Monday, October 18, 2010

I have a workshop I teach occasionally called “Debunking the Myths of Writing,” and I thought I’d start sharing some of those with you occasionally, starting with the newest one that I’ve added to my list.

You MUST be involved in social media through blogging, Facebook, and Twitter if you want to get published.


You MUST write a great, well-crafted story, and you must study the market/industry if you want to get published.

Though you’ll hear authors (and editors and agents) talk a lot about how important it is to begin building name recognition (last year called your Platform, this year called your Tribe), you need to keep in mind that all of that is a load of hooie. When it comes down to it, there are two very important pieces to getting published that leave the others in the dust: writing a great story and getting to know the industry so you know how to get published. (How many authors’ books have you bought and read and loved without having had any contact with them on social media—or without ever having heard of that author before?)

Agent Rachelle Gardner said on her blog once that unpublished authors should spend at least 90% of their writing time writing their story, and less than 10% studying craft, studying the market, going to conferences, and marketing (which includes all forms of social media).

Believe me, if I’d been able to spend 90% of my writing time in the past 10 months actually writing, I wouldn’t have ended up a month late on my first deadline, spending five days writing the bulk of the book on the second deadline, and now facing both of those issues on the third deadline (of course, having only ten months to write three books doesn’t help either).

But as a published author whose livelihood depends on the sales of my books, I must spend at least 50% of my allotted “writing” time every day (after the four to eight hours of time dedicated to my freelance editing work, which actually pays the bills) doing the marketing stuff: blogging, Tweeting, FBing, responding to reader e-mails, filling out blog interview questionnaires, participating in e-loops for the different groups I’m in—and let’s not forget the 7,600 miles I’ve logged traveling to book signings, speaking events, trade shows, and conferences this year. And then there’s also the technical stuff that goes along with the books: cover art info sheets to fill out, back cover/marketing copy to write or edit, coming up with ideas and writing proposals for my next series (both historical and contemporary) while still trying to stay in the story world of the books I’m actually on contract to write, revisions and editing of manuscripts, proofing galleys, negotiating with copy editors to maintain my voice/unique phrasing, and so on.

Don’t force yourself into a must-do-this, must-do-that kind of mentality before you’re published—because now is the only time you have the freedom to be able to say no to those opportunities that become obligations once you’re published, if you want to be successful (and, in reality, there are plenty of successful authors in both the general and the Christian markets who don’t blog, who aren’t on Twitter, and who are rarely on Facebook).

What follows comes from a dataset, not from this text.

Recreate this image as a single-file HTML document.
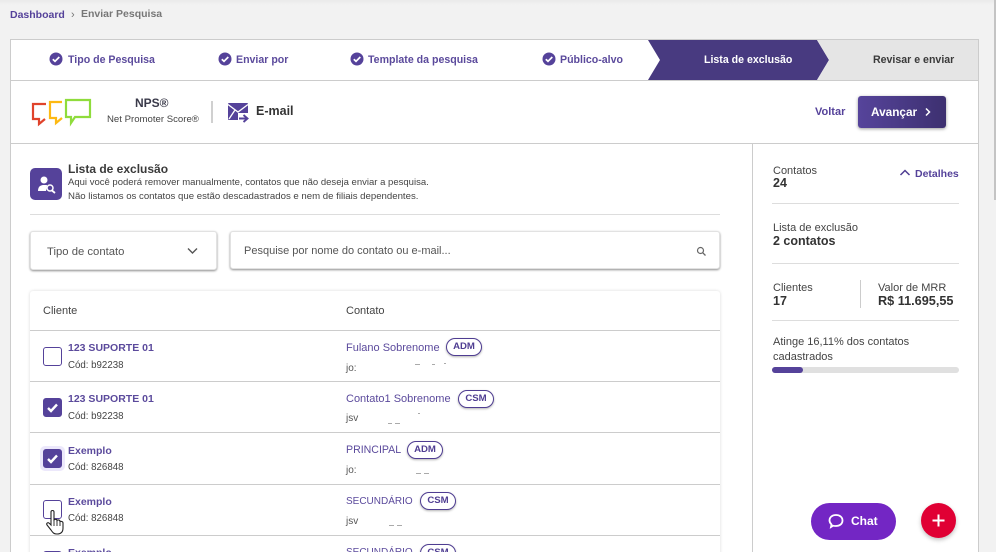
<!DOCTYPE html>
<html lang="pt-BR"><head><meta charset="utf-8"><style>
*{box-sizing:border-box}
html,body{margin:0;width:996px;height:552px;overflow:hidden;background:#f2f2f2;font-family:"Liberation Sans",sans-serif;color:#3a3a3a}
#w{position:absolute;left:0;top:0;width:996px;height:552px;overflow:hidden}
.a{position:absolute;white-space:nowrap;line-height:14px}
.p{color:#55429a}
.b{font-weight:bold}
.l{position:absolute;background:#ccc;height:1px}
.step{font-size:10.6px;font-weight:bold;color:#5b4a9c;top:53px}
.ck{position:absolute;top:52px;width:14px;height:14px}
.cb{position:absolute;left:43px;width:19px;height:19px;border:1px solid #55429a;border-radius:3px;background:#fff}
.cb.on{background:#55429a}
.name{left:68px;font-size:10.5px;font-weight:bold;color:#5b4a9c}
.cod{left:68px;font-size:9.7px;color:#444}
.ct{left:346px;font-size:11px;color:#5b4a9c}
.tag{position:absolute;height:18px;width:36px;border:1px solid #4f3d92;border-radius:9px;font-size:9.6px;font-weight:bold;color:#4f3d92;text-align:center;line-height:16px;box-shadow:0 1px 2px rgba(0,0,0,.3);background:#fff}
.m{left:346px;font-size:10px;color:#555}
.s{font-size:11px;color:#444}
.v{font-size:12.5px;font-weight:bold;color:#333}
.d{position:absolute;height:1px;background:#aaa}
</style></head><body><div id="w">
<div style="position:absolute;left:0;top:0;width:996px;height:5px;background:linear-gradient(#eaeaea,#f2f2f2)"></div>
<div style="position:absolute;left:994px;top:0;width:2px;height:200px;background:#c4c4c4"></div>
<div class="a b p" style="left:10px;top:8px;font-size:10.5px">Dashboard</div>
<div class="a" style="left:71px;top:8px;font-size:11px;color:#777">›</div>
<div class="a b" style="left:81px;top:7px;font-size:10.5px;color:#777">Enviar Pesquisa</div>

<div style="position:absolute;left:10px;top:39px;width:969px;height:530px;background:#fff;border:1px solid #ccc"></div>

<svg style="position:absolute;left:0;top:0" width="996" height="145">
<polygon points="648,40 817,40 829,60 817,80 648,80 660,60" fill="#483a80"/>
<polygon points="817,40 978,40 978,80 817,80 829,60" fill="#e5e5e5"/>
<path d="M11 80.500H978M11 143.500H978" stroke="#ccc"/>
<path d="M212 101V123" stroke="#c4c4c4" stroke-width="1.600"/>
<g fill="none" stroke-width="2.200">
<path d="M46 104H33V119H39V124L45 119" stroke="#e0432b"/>
<path d="M62 102H50V118H56V123L62 118" stroke="#fdb913"/>
<path d="M66 100H90V117H75L71 123V117H66Z" stroke="#8fdc3c"/>
</g>
<rect x="228" y="103" width="20" height="17" rx="1" fill="#55429a"/>
<path d="M228 104.500L238 112L248 104.500M229 119L235 110" fill="none" stroke="#fff" stroke-width="1.300"/>
<rect x="238" y="113" width="11" height="10" fill="#fff"/>
<path d="M239 118.500H246M243.500 115L247.500 118.500L243.500 122" fill="none" stroke="#55429a" stroke-width="1.900"/>
</svg>

<svg class="ck" style="left:49px" viewBox="0 0 14 14"><circle cx="7" cy="7" r="6.500" fill="#55429a"/><path d="M3.800 7.200L6 9.300L10.300 5" fill="none" stroke="#fff" stroke-width="1.700"/></svg>
<div class="a step" style="left:68px">Tipo de Pesquisa</div>
<svg class="ck" style="left:218px" viewBox="0 0 14 14"><circle cx="7" cy="7" r="6.500" fill="#55429a"/><path d="M3.800 7.200L6 9.300L10.300 5" fill="none" stroke="#fff" stroke-width="1.700"/></svg>
<div class="a step" style="left:236px">Enviar por</div>
<svg class="ck" style="left:350px" viewBox="0 0 14 14"><circle cx="7" cy="7" r="6.500" fill="#55429a"/><path d="M3.800 7.200L6 9.300L10.300 5" fill="none" stroke="#fff" stroke-width="1.700"/></svg>
<div class="a step" style="left:368px">Template da pesquisa</div>
<svg class="ck" style="left:542px" viewBox="0 0 14 14"><circle cx="7" cy="7" r="6.500" fill="#55429a"/><path d="M3.800 7.200L6 9.300L10.300 5" fill="none" stroke="#fff" stroke-width="1.700"/></svg>
<div class="a step" style="left:560px">Público-alvo</div>
<div class="a step" style="left:704px;color:#fff">Lista de exclusão</div>
<div class="a step" style="left:873px;color:#3a3a3a">Revisar e enviar</div>

<div class="a b" style="left:135px;top:96px;font-size:12px;color:#3a3a4a">NPS®</div>
<div class="a" style="left:107px;top:113px;font-size:9.600px;color:#444">Net Promoter Score®</div>
<div class="a b" style="left:256px;top:104px;font-size:12.500px;color:#333">E-mail</div>
<div class="a b p" style="left:815px;top:105px;font-size:11px">Voltar</div>
<div style="position:absolute;left:858px;top:96px;width:88px;height:32px;border-radius:3px;background:linear-gradient(90deg,#56449b,#3d3070);box-shadow:0 1px 3px rgba(0,0,0,.4)"></div>
<div class="a b" style="left:871px;top:105px;font-size:11.800px;color:#fff">Avançar</div>
<svg style="position:absolute;left:924px;top:107px" width="8" height="10"><path d="M2 1.500L5.500 5L2 8.500" fill="none" stroke="#fff" stroke-width="1.500"/></svg>

<div style="position:absolute;left:752px;top:144px;width:1px;height:408px;background:#ccc"></div>

<div style="position:absolute;left:30px;top:168px;width:32px;height:32px;border-radius:5px;background:#55429a"></div>
<svg style="position:absolute;left:30px;top:168px" width="32" height="32"><circle cx="14" cy="12" r="3.500" fill="#fff"/><path d="M8 23C8 18 11 17 14 17L17 17L16 23Z" fill="#fff"/><circle cx="20" cy="20" r="3" fill="#55429a" stroke="#fff" stroke-width="1.500"/><path d="M22 22.500L25 25" stroke="#fff" stroke-width="1.800"/></svg>
<div class="a b" style="left:68px;top:162px;font-size:12px;color:#3a3a3a">Lista de exclusão</div>
<div class="a" style="left:68px;top:176px;font-size:9.520px;color:#444">Aqui você poderá remover manualmente, contatos que não deseja enviar a pesquisa.</div>
<div class="a" style="left:68px;top:190px;font-size:9.620px;color:#444">Não listamos os contatos que estão descadastrados e nem de filiais dependentes.</div>
<div class="l" style="left:30px;top:214px;width:690px;background:#ddd"></div>

<div style="position:absolute;left:30px;top:231px;width:187px;height:39px;background:#fff;border:1px solid #e2e2e2;border-radius:3px;box-shadow:0 1px 2px rgba(0,0,0,.45)"></div>
<div class="a" style="left:47px;top:245px;font-size:11.300px;color:#555">Tipo de contato</div>
<svg style="position:absolute;left:186px;top:246px" width="13" height="10"><path d="M2 2.500L6.500 7L11 2.500" fill="none" stroke="#555" stroke-width="1.400"/></svg>
<div style="position:absolute;left:230px;top:231px;width:490px;height:38px;background:#fff;border:1px solid #e2e2e2;border-radius:3px;box-shadow:0 1px 2px rgba(0,0,0,.45)"></div>
<div class="a" style="left:244px;top:244px;font-size:11px;color:#555">Pesquise por nome do contato ou e-mail...</div>
<svg style="position:absolute;left:695px;top:245px" width="12" height="12"><circle cx="5.500" cy="5.500" r="3" fill="none" stroke="#666" stroke-width="1.200"/><path d="M7.800 7.800L10.500 10.500" stroke="#666" stroke-width="1.300"/></svg>

<div style="position:absolute;left:30px;top:291px;width:690px;height:270px;background:#fff;border-radius:3px 3px 0 0;box-shadow:0 0 3px rgba(0,0,0,.15)"></div>
<div class="a" style="left:43px;top:304px;font-size:11px;color:#444">Cliente</div>
<div class="a" style="left:346px;top:304px;font-size:11px;color:#444">Contato</div>
<div class="l" style="left:30px;top:330px;width:690px"></div>
<div class="l" style="left:30px;top:381px;width:690px"></div>
<div class="l" style="left:30px;top:432px;width:690px"></div>
<div class="l" style="left:30px;top:484px;width:690px"></div>
<div class="l" style="left:30px;top:535px;width:690px"></div>

<div class="cb" style="top:347px"></div>
<div class="a name" style="top:341px">123 SUPORTE 01</div>
<div class="a cod" style="top:359px">Cód: b92238</div>
<div class="a ct" style="top:341px">Fulano Sobrenome</div><div class="tag" style="left:446px;top:338px">ADM</div>
<div class="a m" style="top:362px">jo:</div>
<div class="d" style="left:415px;top:364px;width:5px"></div><div class="d" style="left:432px;top:364px;width:3px"></div><div class="d" style="left:444px;top:363px;width:2px"></div>

<div class="cb on" style="top:398px"></div>
<svg style="position:absolute;left:43px;top:398px" width="19" height="19"><path d="M5 10L8 13L14 6.500" fill="none" stroke="#fff" stroke-width="2.400"/></svg>
<div class="a name" style="top:392px">123 SUPORTE 01</div>
<div class="a cod" style="top:410px">Cód: b92238</div>
<div class="a ct" style="top:392px">Contato1 Sobrenome</div><div class="tag" style="left:458px;top:390px">CSM</div>
<div class="a m" style="top:412px">jsv</div>
<div class="d" style="left:388px;top:423px;width:4px"></div><div class="d" style="left:395px;top:423px;width:5px"></div><div class="d" style="left:418px;top:413px;width:2px"></div>

<div style="position:absolute;left:40px;top:446px;width:25px;height:25px;border-radius:5px;background:#ece8fb"></div>
<div class="cb on" style="top:449px"></div>
<svg style="position:absolute;left:43px;top:449px" width="19" height="19"><path d="M5 10L8 13L14 6.500" fill="none" stroke="#fff" stroke-width="2.400"/></svg>
<div class="a name" style="top:444px">Exemplo</div>
<div class="a cod" style="top:461px">Cód: 826848</div>
<div class="a ct" style="top:443px;font-size:10.600px">PRINCIPAL</div><div class="tag" style="left:407px;top:441px">ADM</div>
<div class="a m" style="top:464px">jo:</div>
<div class="d" style="left:416px;top:473px;width:5px"></div><div class="d" style="left:424px;top:473px;width:5px"></div>

<div class="cb" style="top:500px"></div>
<div class="a name" style="top:495px">Exemplo</div>
<div class="a cod" style="top:512px">Cód: 826848</div>
<div class="a ct" style="top:495px;font-size:10px">SECUNDÁRIO</div><div class="tag" style="left:420px;top:492px">CSM</div>
<div class="a m" style="top:515px">jsv</div>
<div class="d" style="left:389px;top:525px;width:5px"></div><div class="d" style="left:397px;top:525px;width:5px"></div>

<div class="cb" style="top:551px"></div>
<div class="a name" style="top:546px">Exemplo</div>
<div class="a ct" style="top:546px;font-size:10px">SECUNDÁRIO</div><div class="tag" style="left:420px;top:544px">CSM</div>

<svg style="position:absolute;left:45px;top:508px" width="22" height="28" viewBox="0 0 22 28"><path d="M6 4C6 2 9 2 9 4V12C10 11 12 11 12 12.500C13 11.500 15 12 15 13.500C16 13 18 13.500 18 15V20C18 24 16 26 12 26C9 26 8 25 6 22L2 17C1 15 3 14 4.500 15.500L6 17Z" fill="#fff" stroke="#222" stroke-width="1.100"/><path d="M9 12V18M12 12.500V18M15 13.500V18" stroke="#222" stroke-width=".9"/></svg>

<div class="a s" style="left:773px;top:164px">Contatos</div>
<div class="a v" style="left:773px;top:176px">24</div>
<svg style="position:absolute;left:899px;top:168px" width="12" height="9"><path d="M1.500 7L6 2.500L10.500 7" fill="none" stroke="#4f3d92" stroke-width="1.500"/></svg>
<div class="a b p" style="left:915px;top:167px;font-size:10.500px">Detalhes</div>
<div class="l" style="left:772px;top:203px;width:187px;background:#ddd"></div>
<div class="a s" style="left:773px;top:221px">Lista de exclusão</div>
<div class="a v" style="left:773px;top:234px">2 contatos</div>
<div class="l" style="left:772px;top:263px;width:187px;background:#ddd"></div>
<div class="a s" style="left:773px;top:281px">Clientes</div>
<div class="a v" style="left:773px;top:294px">17</div>
<div style="position:absolute;left:860px;top:280px;width:1px;height:28px;background:#ccc"></div>
<div class="a s" style="left:878px;top:281px">Valor de MRR</div>
<div class="a v" style="left:878px;top:294px;font-size:12.700px">R$ 11.695,55</div>
<div class="l" style="left:772px;top:320px;width:187px;background:#ddd"></div>
<div class="a s" style="left:773px;top:335px">Atinge 16,11% dos contatos</div>
<div class="a s" style="left:773px;top:350px">cadastrados</div>
<div style="position:absolute;left:772px;top:367px;width:187px;height:6px;border-radius:3px;background:#e0e0e0"></div>
<div style="position:absolute;left:772px;top:367px;width:31px;height:6px;border-radius:3px;background:#55429a"></div>

<div style="position:absolute;left:811px;top:503px;width:85px;height:37px;border-radius:19px;background:#7326c4"></div>
<svg style="position:absolute;left:827px;top:512px" width="18" height="18"><path d="M4 15L4.500 12.500C3 11 2.500 10 2.500 8.500C2.500 5 5.500 3 9 3C12.500 3 15.500 5 15.500 8.500C15.500 12 12.500 14 9 14C8 14 7 14 6 13.700Z" fill="none" stroke="#fff" stroke-width="1.800"/></svg>
<div class="a b" style="left:851px;top:514px;font-size:12px;color:#fff">Chat</div>
<div style="position:absolute;left:921px;top:503px;width:35px;height:35px;border-radius:50%;background:#e00034;box-shadow:0 2px 4px rgba(0,0,0,.25)"></div>
<svg style="position:absolute;left:921px;top:503px" width="35" height="35"><path d="M17.500 11.500V23.500M11.500 17.500H23.500" stroke="#fff" stroke-width="2"/></svg>
</div></body></html>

Now is the only time when you can actually just focus on the pure joy of writing your story. So enjoy it while it lasts!

  1. gwyn weyant permalink
    Monday, October 18, 2010 4:04 am

    kaye: you have done it again. You are keeping me straight on so much. Thank you for taking time at conference to talk with me. Loved your book love remains.
    falling asleep while trying to write is a requirement I do believe. (I’d hate to think it’s something dumb as just no sleep or *Gasp* our age. No must be a requirement.)
    thanks again from a fellow sleeper.


    • Monday, October 18, 2010 12:43 pm

      The reason the falling asleep concerns me is because this has never happened to me before. I think my body remembers all too well what I just put it through at the end of July to get Ransome’s Quest finished and it’s rebelling. (I know it’s really because I haven’t been getting any physical activity over the past couple of weeks with the workload I’ve had. So I’m trying to get out and walk in this beautiful fall weather at least 20 minutes each day.)


  2. Robert Samuel permalink
    Monday, October 18, 2010 9:55 am

    Great article Kaye. I just came to the realization of this myth earlier this year. Social media is supposed to assist your publishing and content, not steer and control it. 🙂


    • Monday, October 18, 2010 12:45 pm

      It’s crazy, isn’t it? We spent so long without these things—blogs, Twitter, Facebook, etc.—and were productive and creative. Now that we have them, they’ve taken over our lives so that it’s hard to get anything done, and creativity? Out the window!


  3. Monday, October 18, 2010 11:19 am

    I’ve come to the conclusion that my laptop dying and my work computer basically on crutches has been a blessing. I took two days off last week, and in the span of about three and a half days, I cut nearly 5,000 of the 6,000 words that needed cutting. I hogged the desktop computer in the family room, wasn’t distracted by the television (the good one is in the living room), and just kept slogging away. Oh, and did I mention that while we have Internet on the desktop, it’s SO SLOW that it’s just not that much fun. Result? I actually got work done. I didn’t follow any blogs except mine (OK, I checked yours and Laura’s and Seekerville ONE DAY), and didn’t even answer all my emails.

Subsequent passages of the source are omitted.